There are little moments lately when I just stop and take account of exactly what I'm doing. I'm swimming in the most perfect water and laying out on a beautiful beach in Brazil. I'm making lunch for children in an elementary school in the favelas. I'm dancing at a Brazilian nightclub with my friends. Everything just feels surreal.
So far, I'm learned more than I thought I ever would about Brazilian history – almost 500 years in a 2-hour lecture, the various religions practiced here, Afro-Brazilian dances, and capoeira (a form of dance and mixed martial arts). I'm gotten to see famous moments like Farol da Barra (a lighthouse that protected a bay in Salvador) and Bomfim (a gorgeous Roman Catholic church built in the 18th century). I also went to a super fancy churrascaria and Pelourinho, an old historical site, for samba night.
I'm here in Brazil to learn, volunteer, and have fun. I'm "on vacation," you could say, but I can't help but to make observations about Brazilian society – at least what I see in Salvador. There's more to Brazil then beaches, Carnaval, beautiful people, soccer, and drug trafficking – the general things that people think of. It's paradoxical almost because I'm experiencing two very different sides of Brazilian society. I'm living in a nice neighborhood with an upper middle class family. It's a comfortable life in the cidade alta (upper city), and there are museums and theaters close to where I live. In my free time, I go to the beach or hang out in a cafe with my friends. At the same time, though, I'm volunteering at an elementary school in the favelas. The situation there is not great. The teachers are working without wages and trash water is currently seeping into the cafeteria. There's a cemetery near the top of the favela, and skulls sometimes washed down when it rains. The children play with the skulls like they're toys...
Although it sounds terrible and morbid at times, the situation in Calabar – the name of the favela – is actually inspirational. I don't think I've ever encountered anything like it. There's a public library run by the community. There's also a community radio station with programs like music, local news, and one that empowers women against domestic violence. I had my pre-conceived notions of what a favela would be like, and some of those notions were disproven. It's safer than I thought – at least during the daytime. What surprised me the most was that almost every house had running water and color TVs. Drug trafficking is still a problem and we definitely heard gun shots, but we haven't encountered those things directly. (There's a police base there, and things have improved greatly). What really sticks in my mind about Calabar is the strength of the community.

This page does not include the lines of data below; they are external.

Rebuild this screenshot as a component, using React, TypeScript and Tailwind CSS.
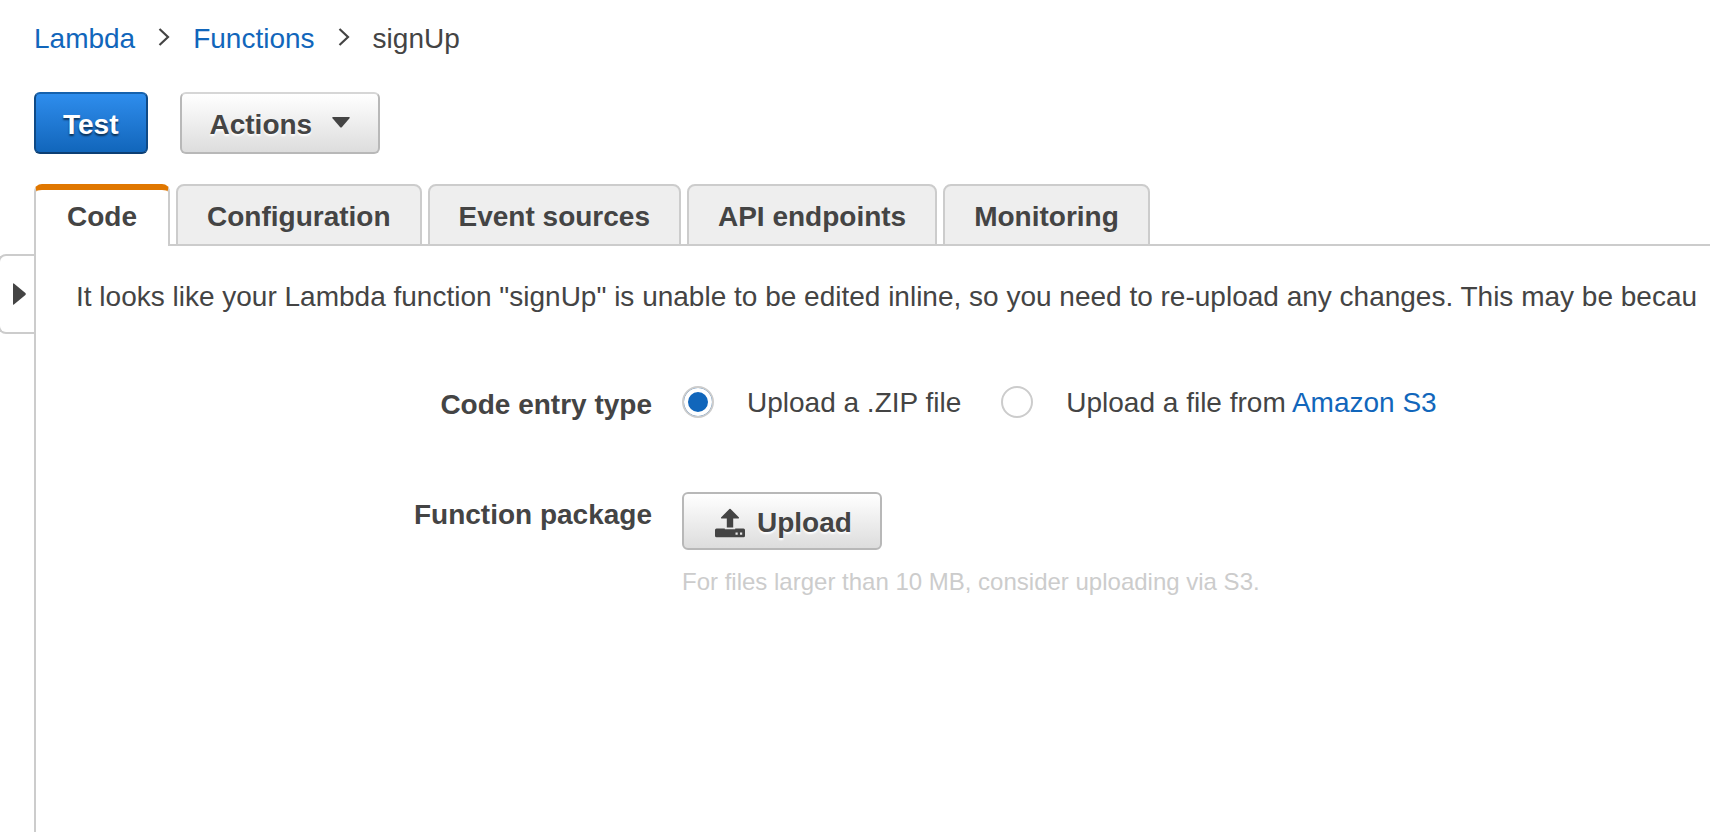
import { useState } from "react";

const tabs = ["Code", "Configuration", "Event sources", "API endpoints", "Monitoring"];

const greyButton =
  "flex items-center rounded-md border-2 border-[#b8b8b8] bg-linear-to-b from-white to-[#dddddd] pt-1 font-bold [text-shadow:0_2px_2px_#ffffff]";

const radio =
  "size-8 shrink-0 appearance-none rounded-full border-2 border-[#cccccc] bg-white checked:bg-[#1166bb] checked:shadow-[inset_0_0_0_4px_#ffffff]";

function Chevron() {
  return (
    <svg width="12" height="20" viewBox="0 0 12 20" fill="none" className="mb-1" aria-hidden="true">
      <path d="M1.5 2 L10 10 L1.5 18" stroke="#444444" strokeWidth="2.2" />
    </svg>
  );
}

function UploadIcon() {
  return (
    <svg width="30" height="30" viewBox="0 0 30 30" fill="#444444" aria-hidden="true">
      <path d="M14.4 1.1 Q15 0.5 15.6 1.1 L24 9.6 Q24.3 10.6 23.4 10.6 H18.2 V19.6 H11.8 V10.6 H6.6 Q5.7 10.6 6 9.6 Z" />
      <path
        fillRule="evenodd"
        d="M1.5 20.5 H9.8 V21.3 H20.2 V20.5 H28.5 Q30 20.5 30 22 V27.8 Q30 29.3 28.5 29.3 H1.5 Q0 29.3 0 27.8 V22 Q0 20.5 1.5 20.5 Z M20.5 24.5 V26.7 H22.7 V24.5 Z M25 24.5 V26.7 H27.2 V24.5 Z"
      />
    </svg>
  );
}

export default function App() {
  const [active, setActive] = useState("Code");
  const [source, setSource] = useState("zip");

  return (
    <div className="flex min-h-screen flex-col overflow-hidden bg-white font-['Liberation_Sans',Arial,sans-serif] text-[28px] leading-8 text-[#444444]">
      <nav aria-label="Breadcrumb" className="flex items-center gap-[23px] pt-[23px] pl-[34px]">
        <a href="#lambda" className="text-[#1166bb]">Lambda</a>
        <Chevron />
        <a href="#functions" className="text-[#1166bb]">Functions</a>
        <Chevron />
        <span>signUp</span>
      </nav>

      <div className="flex gap-8 pt-[37px] pl-[34px]">
        <button
          type="button"
          className="h-[62px] rounded-md border-2 border-t-[#1561ad] border-x-[#0f4a86] border-b-[#0c3f74] bg-linear-to-b from-[#2e8ded] to-[#1166bb] px-[27px] pt-1 font-bold text-white [text-shadow:0_2px_2px_rgba(0,0,0,0.6)]"
        >
          Test
        </button>
        <button type="button" className={`${greyButton} h-[62px] gap-5 border-t-[#d6d6d6] px-7`}>
          Actions
          <svg width="18" height="11" viewBox="0 0 18 11" fill="#444444" className="mb-1.5" aria-hidden="true">
            <path d="M1 0 H17 Q18.5 0 17.5 1.2 L10 10 Q9 11 8 10 L0.5 1.2 Q-0.5 0 1 0 Z" />
          </svg>
        </button>
      </div>

      <div className="flex pt-[30px] pl-[34px]">
        <div role="tablist" className="flex">
          {tabs.map((name) => (
            <div key={name} className="flex">
              <button
                type="button"
                role="tab"
                aria-selected={active === name}
                onClick={() => setActive(name)}
                className={
                  active === name
                    ? "h-[62px] rounded-t-lg border-x-2 border-t-[6px] border-x-[#cccccc] border-t-[#e07700] bg-white px-[31px] pb-0.5 font-bold"
                    : "h-[62px] rounded-t-lg border-2 border-[#cccccc] bg-[#eeeeee] px-[29px] pt-1 font-bold"
                }
              >
                {name}
              </button>
              <div className="w-1.5 border-b-2 border-[#cccccc]" />
            </div>
          ))}
        </div>
        <div className="grow border-b-2 border-[#cccccc]" />
      </div>

      <div className="flex grow">
        <div className="w-[34px] shrink-0 pt-2">
          <button
            type="button"
            aria-label="Expand side panel"
            className="-ml-0.5 flex h-20 w-9 items-center rounded-l-lg border-y-2 border-l-2 border-[#cccccc] pl-[13px]"
          >
            <svg width="13" height="22" viewBox="0 0 13 22" fill="#444444" aria-hidden="true">
              <path d="M0 1 Q0 -0.5 1.2 0.8 L12.4 10 Q13.2 11 12.4 12 L1.2 21.2 Q0 22.5 0 21 Z" />
            </svg>
          </button>
        </div>

        <main className="min-w-0 grow border-l-2 border-[#cccccc] pt-[35px] pl-10">
          <p className="whitespace-nowrap">
            It looks like your Lambda function "signUp" is unable to be edited inline, so you need to re-upload any
            changes. This may be becau
          </p>

          <div className="grid grid-cols-[576px_1fr] gap-x-[30px] pt-[73px]">
            <span id="entry-type" className="pt-[3px] text-right font-bold">Code entry type</span>
            <div role="radiogroup" aria-labelledby="entry-type" className="flex gap-10 whitespace-nowrap">
              <label className="flex gap-[33px]">
                <input type="radio" name="source" className={radio} checked={source === "zip"} onChange={() => setSource("zip")} />
                <span className="pt-px">Upload a .ZIP file</span>
              </label>
              <label className="flex gap-[33px]">
                <input type="radio" name="source" className={radio} checked={source === "s3"} onChange={() => setSource("s3")} />
                <span className="pt-px">
                  Upload a file from <a href="#s3" className="text-[#1166bb]">Amazon S3</a>
                </span>
              </label>
            </div>
          </div>

          <div className="grid grid-cols-[576px_1fr] gap-x-[30px] pt-[71px]">
            <label htmlFor="package" className="pt-[7px] text-right font-bold">Function package</label>
            <div>
              <button id="package" type="button" className={`${greyButton} h-[58px] gap-3 pr-7 pl-[31px]`}>
                <UploadIcon />
                Upload
              </button>
              <p className="pt-4 text-[24px] text-[#cccccc]">For files larger than 10 MB, consider uploading via S3.</p>
            </div>
          </div>
        </main>
      </div>
    </div>
  );
}
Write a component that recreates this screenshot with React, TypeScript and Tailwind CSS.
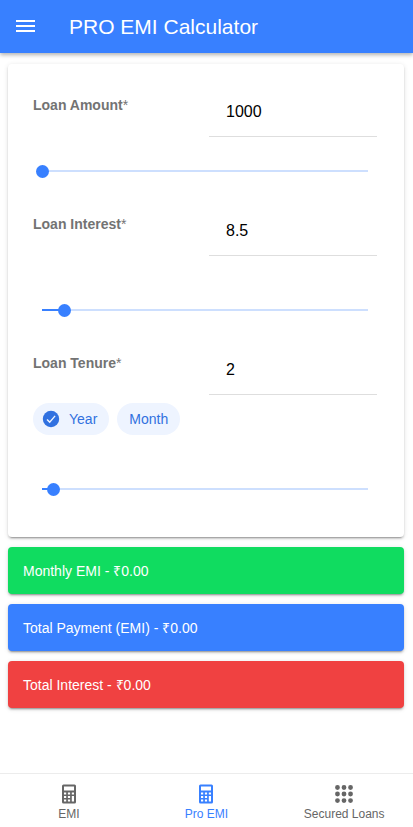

These pictures are from our first and second day at Escola Aberta. The children are always happy and have SO MUCH ENERGY. I was crouching down talking to a little girl when a little boy jumped onto my back and demanded a piggy back ride. We even had a race with all the children. They are adorable and will melt your heart. Those children are so fun and talented. I mentioned earlier that there's a problem with people throwing trash near the school and the health problems associated with this. To raise awareness of the problem, the school had an environmental parade around the favela with all of the children. The children sang songs that they made up – one boy played the tambourine and was basically a professional percussionist – and we handed out flyers to people in the community.
The problems that Escola Aberta are encountering right now...the challenges the school is facing and the hoops the teachers must jump through to keep the school running… just plain suck. Excuse my eloquence. It's frustrating to hear about the governmental problems they must deal with in addition to running the school on no public funding. My mind is already racing with how I could possibly help Escola Aberta, but I just feel overwhelmed with helpless. I feel like there's nothing I could do to the improve the situation when the government is fighting against the school…
Other than that, I am fully enjoying my time in Brazil. I'm still soaking everything in. I know Brazil is already changing me. Com corteza.